The 330-capacity Spark Theatre will be located at the West End of George Street as pat of a new-look “book festival village” aimed at relieving pressure on Charlotte Square Gardens, its long-time home.
The event, which will spill out onto the thoroughfare for the second year in a row, is boosting the capacity of its two biggest venues in the garden after years of resisting audience demand.
As well as launching the new Spark Theatre, the festival will be staging the first performance of the late writer’s only play, Doctors of Philosophy, in the UK since 1962 and has lined up several other events to celebrate her birthday.
The newly-refurbished Principal Hotel on Charlotte Square will become a book festival venue this year when it plays to host to a gathering of more than 40 comic book authors and artists on its opening weekend, while events will also be held in an expanded bookshop on George Street.
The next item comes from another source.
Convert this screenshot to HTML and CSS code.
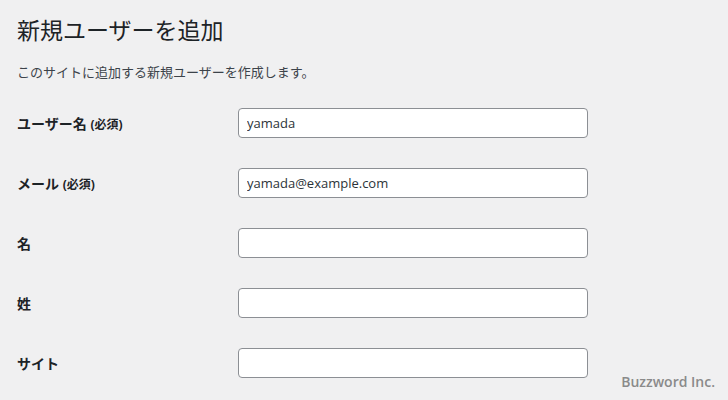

The Central Library in the Old Town will also be deployed for a special event, The Hidden, which will encourage audiences to explore its corridors, shelves and collections.
The capacity of the Baillie Gifford Main Theatre will be raised from 600 to 750, while a bigger Spiegeltent will be able to accommodate up to 280 festivalgoers for seated events, 100 more than previously.
Mr Barley said: “Charlotte Square Gardens really feels the spiritual home of the festival, but we also want to be careful to look after it and we’ve been struggling with the numbers of people who want to come to the event. Like the other festivals, we’ve been trying to find ways to cope with the popularity of what we do.
“We’ve reduced the number of theatres in the garden be one and creating the new Spark Theatre on George Street, which will be roughly the same size.
“The capacities of the venues will be larger to cope with the demand that we have, but the footfall in the gardens should be a bit lower. We’re trying to look after the gardens on behalf of the city. It’s a gesture of sustainability.
“We’ve always been aware that some of our most popular writers sell out very quickly and that has led to a perception that it’s impossible to get tickets. We want the festival to be as accessible as possible.
“We’ve decided to increase the size of our main theatre to cope with that to allow people to see the superstars who come here each year, but we didn’t want to increase it by so much to lose the special atmosphere that the book festival creates.
“It is world-renowned among writers for being a fantastic place in which to talk. We’re convinced that the larger main theatre will keep the special quality that the event has.”
The book is festival joining forces with theatre company Visible Fictions to create The Hidden, which will see audiences challenge to solve a mystery by following clues hidden throughout the Central Library.
Mr Barley added: “We’re absolutely thrilled to be able to attract audiences into the library, where they perhaps have not been for a to explore its collections. It’s absolutely vital to the city.”
Chris Brookmyre and Marisa Haetzman: The award-winning cime writer and his wife, a a consultant anaesthetist, launch a new historical crime series set in the medical world of Edinburgh in the 1840s and under the pseudonym Ambrose Parry.
Archie McPherson: The long-time BBC football commentator wrestles with why Scotland have failed to qualify for a World Cup for two decades and explores whether the Tartan Army have “given up the fight.”
Vic Galloway: The broadcaster, who has written a new pop on the history of Scottish pop music, which has been written to coincide with a new exhibition in Edinburgh.
Sue Black: The world-leading forensic anthropologist will be in conversation with crime writer Val McDermid.
Brett Anderson: The frontman of indie-rock band Suede will be discussing his memoir and its exploration of the heyday of the Britpop era.
Gina Miller: The anti-Brexit campaigner will recall how she became the figurehead in its landmark High Court legal case.
Ali Smith: The novelist will be interviewed by First Minister Nicola Sturgeon.